Robert G. Lamparter of Montauk, a civic activist, Boy Scout leader, and dedicated surfcaster who worked passionately to give back to the hamlet he called home, died last Thursday at Southampton Hospital. He was 77 and had cancer.
Mr. Lamparter built a summer house in Montauk in 1973, splitting his time between Montauk and Commack until he moved east year round in 1996, when he retired from his job as an art and photography teacher at Walt Whitman High School in Huntington.
He was a longtime president of the Montauk Beach Property Owners Association and most recently served as its vice president. He helped found the Montauk Memorial Day parade with Ken Walles in 2011, served as a trustee of Montauk’s Fort Hill Cemetery board, and volunteered with Meals on Wheels.
“He left Montauk a better place than he found it,” John Keeshan, also of that hamlet, said in an obituary written by Mr. Lamparter’s daughter Keri Lamparter of Montauk.
Mr. Lamparter and Jim Ketcham, a retired East Hampton Town justice, spearheaded a successful campaign to stop the proposed incorporation of Montauk village.
“Bob Lamparter was the quintessential Montauk volunteer and community leader,” East Hampton Town Supervisor Bill Wilkinson of Montauk said in Ms. Lamparter’s obituary. “He was persistent, passionate, and plain-speaking” at citizens advisory committee and town board meetings, said Mr. Wilkinson. Mr. Lamparter was “truly a friend of Montauk and I will miss him,” he said.

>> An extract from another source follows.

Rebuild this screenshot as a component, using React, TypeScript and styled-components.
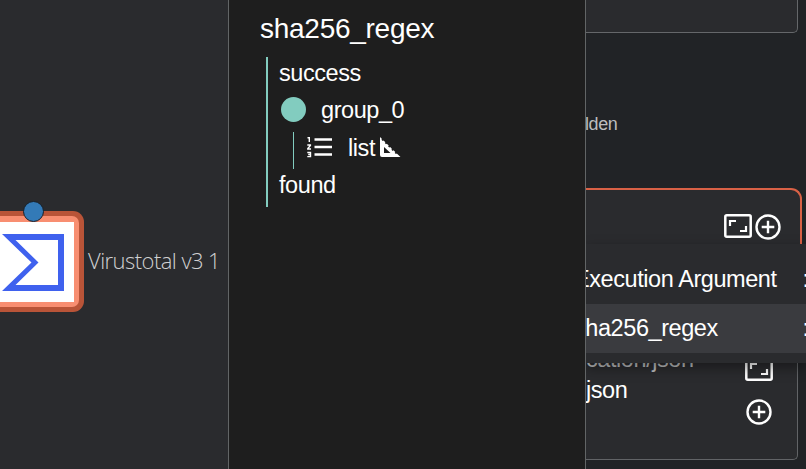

Mr. Lamparter was born in Brooklyn on Jan. 10, 1936, to William C. Lamparter and the former Nadine Lesch. He grew up in Malverne and graduated in 1953 from Malverne High School. He earned his bachelor of science degree in art education in 1957 from Buffalo State Teachers College, where he was active in the Delta Kappa fraternity, and his master of arts in education from Adelphi University in 1967.
Mr. Lamparter served in the Army from 1958 through 1960, stationed at Fort Sam Houston in Texas. He was active in the Boy Scouts of America throughout his life, serving as a leader at the Wauwepex Scout Training Camp in Wading River in the 1950s, as the director of the Ten Mile River Trading Post in Narrowsburgh, N.Y., during the 1960s through the early 1970s, and as an assistant scoutmaster for the Montauk Boy Scout Troop in recent years.
He was a lifeguard on Long Island during his 20s and again in the early 1970s at the Montauk Golf and Racquet Club, which later became Montauk Downs.
“My father was passionate about Montauk and its preservation,” Keri Lamparter wrote. “He achieved great satisfaction through his civic involvement and touched so many lives in our community.” She said he was her “closest friend, greatest ally, lifelong teacher and mentor, and the source of my artistic education and inspiration.” Having only recently begun to experience symptoms of his illness, he “lived life very fully, right to the end, and passed away peacefully,” she said.
In addition to Keri Lamparter, Mr. Lamparter is survived by another daughter, Lynn Tighe of Wake Forest, N.C., a brother, William Lamparter of Waxhaw, N.C., and one granddaughter. His wife, Ann, died in 2007.
His family has suggested donations to the Montauk Medical Center, attention Dr. Tony Knott, 699 Main Street, Montauk 11954, or the Montauk Memorial Day parade committee, in care of Ken Walles, P.O. Box 668, Montauk.
A memorial service for Mr. Lamparter is being planned for April.